AI is changing this. Thanks to increasingly-utilized use cases like demand forecasting, machine learning and RFID (Radio-Frequency Identification) tags, businesses can now keep accurate inventories and respond to customer demand in real time. Let’s dive into demand forecasting specifically in a bit more detail…
How AI-powered demand forecasting is revolutionizing finished goods inventory management
The ultimate goal of finished goods inventory management is to juggle profitability, minimal inventory waste and storage costs while spending minimal time and energy on it.
But that’s not always the reality. The problem with traditional inventory management is that most supply and demand planners just don’t trust their own numbers. Although the goal is a lean inventory with maximum profits, changing customer demand and volatile supply chains make accurate demand forecasting incredibly difficult.
AI-powered demand forecasting is different. It optimizes a business finished goods inventory by planning for uncertainty. Here’s a snapshot of what that means ?
1. AI can optimize the entire manufacturing process
Think about a traditional inventory goods management process. At best, an employee updates systems manually, when they get time, with details on price fluctuations and supplier information.
But what if the cost of a particular raw material shoots through the roof? What happens if a product that’s essential to the WIP stage is running low, and someone from the production team has forgotten to order more? ?
Traditional approaches to inventory management aren’t agile. Systems are slow to respond to real-time market changes and can result in slow manufacturing times and bottlenecks in production.
The risks of a traditional manufacturing process.
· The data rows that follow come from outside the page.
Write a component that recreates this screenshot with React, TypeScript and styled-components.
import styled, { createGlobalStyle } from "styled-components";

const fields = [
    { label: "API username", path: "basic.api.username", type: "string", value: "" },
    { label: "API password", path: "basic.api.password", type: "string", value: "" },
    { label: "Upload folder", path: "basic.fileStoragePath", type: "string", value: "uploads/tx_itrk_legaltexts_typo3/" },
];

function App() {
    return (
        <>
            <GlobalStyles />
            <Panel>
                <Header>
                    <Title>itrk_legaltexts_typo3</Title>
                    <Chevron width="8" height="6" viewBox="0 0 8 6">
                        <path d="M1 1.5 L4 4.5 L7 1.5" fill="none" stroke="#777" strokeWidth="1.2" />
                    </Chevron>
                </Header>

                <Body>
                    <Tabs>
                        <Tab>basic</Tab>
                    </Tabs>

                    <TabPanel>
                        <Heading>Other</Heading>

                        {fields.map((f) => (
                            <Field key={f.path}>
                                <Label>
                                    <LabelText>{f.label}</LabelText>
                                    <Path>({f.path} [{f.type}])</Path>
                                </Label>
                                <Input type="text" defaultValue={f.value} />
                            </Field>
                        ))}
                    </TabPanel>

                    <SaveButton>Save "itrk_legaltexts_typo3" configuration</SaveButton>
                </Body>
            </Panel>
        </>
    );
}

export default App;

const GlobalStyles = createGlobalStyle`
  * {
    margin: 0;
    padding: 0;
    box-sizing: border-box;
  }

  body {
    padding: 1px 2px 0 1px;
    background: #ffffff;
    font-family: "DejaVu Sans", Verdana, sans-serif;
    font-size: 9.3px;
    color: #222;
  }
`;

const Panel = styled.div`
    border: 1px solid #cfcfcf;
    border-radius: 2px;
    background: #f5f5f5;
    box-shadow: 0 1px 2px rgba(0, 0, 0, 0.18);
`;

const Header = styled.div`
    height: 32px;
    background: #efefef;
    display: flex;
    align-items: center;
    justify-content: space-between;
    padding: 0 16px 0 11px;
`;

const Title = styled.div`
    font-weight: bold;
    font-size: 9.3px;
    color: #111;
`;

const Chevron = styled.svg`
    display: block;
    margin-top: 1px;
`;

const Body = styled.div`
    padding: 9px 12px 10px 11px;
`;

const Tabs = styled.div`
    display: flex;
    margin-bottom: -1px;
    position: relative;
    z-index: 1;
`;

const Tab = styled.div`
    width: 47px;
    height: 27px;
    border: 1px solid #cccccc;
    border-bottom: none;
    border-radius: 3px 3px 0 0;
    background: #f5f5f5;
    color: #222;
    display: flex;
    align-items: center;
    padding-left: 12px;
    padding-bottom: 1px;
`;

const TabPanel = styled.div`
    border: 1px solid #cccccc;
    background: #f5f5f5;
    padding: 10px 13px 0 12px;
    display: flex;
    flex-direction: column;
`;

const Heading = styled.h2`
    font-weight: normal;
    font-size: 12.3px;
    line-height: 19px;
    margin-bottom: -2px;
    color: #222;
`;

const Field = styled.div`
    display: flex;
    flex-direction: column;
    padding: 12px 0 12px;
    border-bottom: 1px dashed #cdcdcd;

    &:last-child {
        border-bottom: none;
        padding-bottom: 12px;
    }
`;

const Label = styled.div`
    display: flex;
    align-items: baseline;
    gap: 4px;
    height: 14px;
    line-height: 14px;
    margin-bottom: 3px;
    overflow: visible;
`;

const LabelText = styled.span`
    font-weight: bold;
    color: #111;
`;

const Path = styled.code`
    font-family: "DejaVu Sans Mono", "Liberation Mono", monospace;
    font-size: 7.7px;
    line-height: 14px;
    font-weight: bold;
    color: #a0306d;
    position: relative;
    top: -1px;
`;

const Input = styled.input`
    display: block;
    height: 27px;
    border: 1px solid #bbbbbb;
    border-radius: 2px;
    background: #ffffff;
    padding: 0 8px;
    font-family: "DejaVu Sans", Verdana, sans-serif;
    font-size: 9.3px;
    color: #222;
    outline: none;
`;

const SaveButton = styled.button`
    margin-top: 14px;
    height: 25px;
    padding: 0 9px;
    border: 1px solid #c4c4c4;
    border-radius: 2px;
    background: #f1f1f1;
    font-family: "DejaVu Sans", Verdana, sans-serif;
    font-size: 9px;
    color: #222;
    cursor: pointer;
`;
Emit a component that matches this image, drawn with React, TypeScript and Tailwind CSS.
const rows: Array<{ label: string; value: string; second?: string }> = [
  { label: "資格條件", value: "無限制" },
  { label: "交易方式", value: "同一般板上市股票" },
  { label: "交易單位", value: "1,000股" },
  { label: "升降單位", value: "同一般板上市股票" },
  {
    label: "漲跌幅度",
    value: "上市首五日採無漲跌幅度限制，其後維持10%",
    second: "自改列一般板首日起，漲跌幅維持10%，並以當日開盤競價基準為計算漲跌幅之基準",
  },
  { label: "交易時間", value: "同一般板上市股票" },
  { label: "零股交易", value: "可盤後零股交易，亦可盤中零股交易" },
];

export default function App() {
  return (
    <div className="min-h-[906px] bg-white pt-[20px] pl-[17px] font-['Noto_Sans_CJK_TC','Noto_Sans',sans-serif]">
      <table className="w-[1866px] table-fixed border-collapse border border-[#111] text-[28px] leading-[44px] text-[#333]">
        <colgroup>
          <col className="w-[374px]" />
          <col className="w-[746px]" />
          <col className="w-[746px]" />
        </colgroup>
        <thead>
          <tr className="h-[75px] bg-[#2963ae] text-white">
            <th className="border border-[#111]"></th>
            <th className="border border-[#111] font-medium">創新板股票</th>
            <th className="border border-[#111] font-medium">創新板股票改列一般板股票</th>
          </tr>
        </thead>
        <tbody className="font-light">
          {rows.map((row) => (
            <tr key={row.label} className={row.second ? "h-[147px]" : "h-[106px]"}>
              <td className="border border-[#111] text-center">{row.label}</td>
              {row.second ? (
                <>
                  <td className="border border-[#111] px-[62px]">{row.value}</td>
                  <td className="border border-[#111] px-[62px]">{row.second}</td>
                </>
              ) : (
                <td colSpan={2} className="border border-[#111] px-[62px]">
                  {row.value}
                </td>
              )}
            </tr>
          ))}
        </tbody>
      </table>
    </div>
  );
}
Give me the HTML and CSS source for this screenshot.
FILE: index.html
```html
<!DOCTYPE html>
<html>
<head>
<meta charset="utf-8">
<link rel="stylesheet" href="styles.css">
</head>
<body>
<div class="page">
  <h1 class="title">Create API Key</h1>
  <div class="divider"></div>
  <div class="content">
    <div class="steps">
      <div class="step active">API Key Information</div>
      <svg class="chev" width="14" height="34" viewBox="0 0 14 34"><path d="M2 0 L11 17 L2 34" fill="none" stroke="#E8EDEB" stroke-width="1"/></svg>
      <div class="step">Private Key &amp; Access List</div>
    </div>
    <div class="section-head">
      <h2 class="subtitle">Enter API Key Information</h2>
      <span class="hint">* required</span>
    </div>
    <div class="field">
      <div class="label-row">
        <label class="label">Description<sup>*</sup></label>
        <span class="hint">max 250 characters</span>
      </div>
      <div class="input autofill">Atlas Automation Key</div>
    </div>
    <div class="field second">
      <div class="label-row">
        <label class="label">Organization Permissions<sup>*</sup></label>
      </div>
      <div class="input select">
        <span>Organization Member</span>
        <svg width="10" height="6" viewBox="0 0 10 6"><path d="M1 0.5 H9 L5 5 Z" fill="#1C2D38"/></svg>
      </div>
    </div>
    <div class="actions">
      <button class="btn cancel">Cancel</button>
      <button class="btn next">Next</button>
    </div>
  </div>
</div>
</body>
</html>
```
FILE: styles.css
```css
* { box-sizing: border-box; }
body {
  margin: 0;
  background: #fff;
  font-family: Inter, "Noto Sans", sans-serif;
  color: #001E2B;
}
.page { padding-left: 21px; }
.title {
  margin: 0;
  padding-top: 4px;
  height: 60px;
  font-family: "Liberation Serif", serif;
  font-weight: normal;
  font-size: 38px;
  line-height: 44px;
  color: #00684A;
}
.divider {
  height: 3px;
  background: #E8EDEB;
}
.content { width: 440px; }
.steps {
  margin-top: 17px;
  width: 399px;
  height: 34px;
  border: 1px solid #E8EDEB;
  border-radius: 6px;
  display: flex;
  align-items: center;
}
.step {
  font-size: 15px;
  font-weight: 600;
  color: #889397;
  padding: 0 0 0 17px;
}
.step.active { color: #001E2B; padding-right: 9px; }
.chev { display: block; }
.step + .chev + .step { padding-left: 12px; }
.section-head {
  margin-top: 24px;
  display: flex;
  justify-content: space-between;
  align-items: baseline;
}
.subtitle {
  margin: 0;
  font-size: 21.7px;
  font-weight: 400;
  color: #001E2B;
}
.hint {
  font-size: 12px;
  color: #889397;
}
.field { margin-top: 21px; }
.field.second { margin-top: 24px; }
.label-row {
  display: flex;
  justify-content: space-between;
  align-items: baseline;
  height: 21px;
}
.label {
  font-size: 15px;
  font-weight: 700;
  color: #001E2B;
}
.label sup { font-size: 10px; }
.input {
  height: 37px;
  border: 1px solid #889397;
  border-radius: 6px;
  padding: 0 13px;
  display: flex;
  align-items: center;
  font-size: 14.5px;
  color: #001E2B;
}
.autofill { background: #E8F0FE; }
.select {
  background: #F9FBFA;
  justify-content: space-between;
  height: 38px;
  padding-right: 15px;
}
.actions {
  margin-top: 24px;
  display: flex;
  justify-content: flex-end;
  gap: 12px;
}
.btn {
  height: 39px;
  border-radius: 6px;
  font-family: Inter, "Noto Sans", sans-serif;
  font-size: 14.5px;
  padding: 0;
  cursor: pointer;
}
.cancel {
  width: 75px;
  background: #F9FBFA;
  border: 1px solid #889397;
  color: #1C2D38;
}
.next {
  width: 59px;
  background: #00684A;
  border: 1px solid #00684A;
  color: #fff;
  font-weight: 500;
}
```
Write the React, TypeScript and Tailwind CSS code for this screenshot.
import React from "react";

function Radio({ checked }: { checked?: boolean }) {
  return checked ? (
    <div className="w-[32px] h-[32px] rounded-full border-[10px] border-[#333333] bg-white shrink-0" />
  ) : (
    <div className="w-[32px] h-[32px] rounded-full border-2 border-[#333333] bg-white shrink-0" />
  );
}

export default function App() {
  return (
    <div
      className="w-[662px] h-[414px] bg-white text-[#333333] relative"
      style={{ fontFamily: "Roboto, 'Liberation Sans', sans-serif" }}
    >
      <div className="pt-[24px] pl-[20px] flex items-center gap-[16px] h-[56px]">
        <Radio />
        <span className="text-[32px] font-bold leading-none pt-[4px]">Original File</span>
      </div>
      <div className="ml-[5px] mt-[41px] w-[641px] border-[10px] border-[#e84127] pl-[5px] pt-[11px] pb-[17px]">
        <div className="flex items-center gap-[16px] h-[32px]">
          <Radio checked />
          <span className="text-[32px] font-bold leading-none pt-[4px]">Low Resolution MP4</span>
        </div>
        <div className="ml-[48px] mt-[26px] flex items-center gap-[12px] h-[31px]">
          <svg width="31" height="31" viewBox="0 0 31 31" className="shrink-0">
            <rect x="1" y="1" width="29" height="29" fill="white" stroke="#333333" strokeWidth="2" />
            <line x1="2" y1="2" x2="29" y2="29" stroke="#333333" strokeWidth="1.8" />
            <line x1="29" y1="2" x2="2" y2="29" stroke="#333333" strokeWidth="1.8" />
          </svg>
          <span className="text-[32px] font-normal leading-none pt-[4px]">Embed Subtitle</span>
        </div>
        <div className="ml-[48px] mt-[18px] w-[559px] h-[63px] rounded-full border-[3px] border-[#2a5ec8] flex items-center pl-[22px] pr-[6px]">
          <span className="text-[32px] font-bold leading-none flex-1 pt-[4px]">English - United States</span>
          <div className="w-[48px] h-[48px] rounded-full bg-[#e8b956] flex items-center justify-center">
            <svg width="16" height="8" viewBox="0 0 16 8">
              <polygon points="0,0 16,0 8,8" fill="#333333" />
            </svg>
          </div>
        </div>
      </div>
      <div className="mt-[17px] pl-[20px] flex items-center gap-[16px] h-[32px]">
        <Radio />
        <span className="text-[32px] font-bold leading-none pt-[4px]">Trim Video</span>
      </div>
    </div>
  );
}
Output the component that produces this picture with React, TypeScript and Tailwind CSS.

Image source: Medium
AI can help businesses overcome these situations because it’s built to deal with uncertainty. Thanks to predictive and real-time monitoring, AI can analyze historical data for trends and patterns to optimize demand and stock levels.
Let’s look at an example of a consumer goods company that produces wine. Around Christmas time, orders usually shoot through the roof thanks to popular products like mulled wine and cider. But in 2022, the company used AI demand forecasting to predict that, due to inflation, rising costs and customer sentiment, demand for its premium Christmas products would be down by roughly 60%.
This allowed the company to:
- Order and store optimum levels of stock to meet consumer needs without over-ordering raw materials
- Adjust production schedules to produce mid-range products that matched customer needs and sentiment
- Monitor supply chains and consumer demand in real-time, so if appetite for premium products rises, it can pivot production schedules to meet demand
By utilizing real-time data and AI demand forecasting, the company was able to prevent overproduction of premium products that were unlikely to sell during a tough economy. But it was able to make up for the loss by keeping warehouse costs lean and meeting consumer demand by producing more of its mid-range products instead.
2. Automated inventory and optimized customer preferences are becoming a reality
Losing a customer because an item is out of stock is one of the most frustrating situations for a business to find itself in. It’s also very avoidable!
Instead of relying on a time-poor human to reorder essential materials to keep your manufacturing process humming, AI can automate the process, so that nothing falls through the cracks. A finished goods inventory software can track orders, product, location and historical sales data to optimize demand and ensure a company has the ideal inventory levels, even if you have multiple locations.
For fashion retailers like H&M, AI technology has truly been a game changer.
Back in 2018, the brand announced it was deploying AI to meet consumer demand in its brick-and-mortar and online stores. It invested in AI that analyzed customer receipts, product returns and loyalty program spending to determine what product customers liked more, so that it could ship items to specific brick-and-mortar outlets.
On top of localization, H&M also automated warehouse operations. After its 2018 annual report showed the company had an excess inventory of around $4.3 billion, the company invested in RFID (Radio-Frequency Identification) tags which automated its inventory management process. The tags accurately track item availability in the company’s warehouses to automatically update inventory levels in real-time.
Thanks to the combination of automation and AI, H&M hopes to achieve next-day delivery for 90% of the European market.
3. AI tracks stock levels and leverages warehouse space
Warehouse space and logistics costs are huge expenses for companies that manufacture goods, and they’re on the rise.
According to Savills, warehouse costs increased by an average 8.4% in 2022, with logistics skyrocketing by an average of 20.1%. Researchers at McKinsey say that process automation, omnichannel warehouse management and a deeper understanding of customer needs can bring massive value to direct-to-consumer (DTC) retailers:
“In the traditional supply chain model, companies often choose a purely quantitative approach to model the perfect fulfillment network needed for the service offering. This generally involves a rather rigid and time-consuming approach: three months of data collection, six months of modeling, and three months of decision making before implementation.
However, in an ever-volatile environment with constantly changing customer needs, evolving partnerships, and newly developing competition, reacting quickly is critical to ensure that the supply chain network is responsive, flexible, and efficient.
Therefore, companies should remain agile in their thinking and assemble a cross-functional team. One best practice is to develop the future supply chain network in a workshop-based environment. In practice, this means determining the fulfillment options suitable for each customer, product, and location segment and defining the required product flow.”
— McKinsey, Future of retail operations: Winning in a digital era
AI can help optimize parts of your fulfillment process like stock levels, trigger reorder points for each product and automate what warehouses items are distributed from. It can even track historical and real-time data to keep warehouse stock lean while meeting consumer demand.
For example, Peak’s Dynamic Inventory: Finished Goods application uses AI, targets and historical data to forecast how much it will cost to increase inventory and stock units for individual SKUs. With AI, Peak tracks individual SKU stock and will update you on the status. You can then see if a product is overstocked, understocked or in good shape on your dashboard:
Peak’s application will alert you when it’s time to reorder based on stock status and order lead time. This allows you to always have an optimal amount of product in stock without paying for storage space and over-ordering products.
In an uncertain world where customer demand is always changing and supply chains are volatile, AI can help you weather the storm and plan for uncertainty.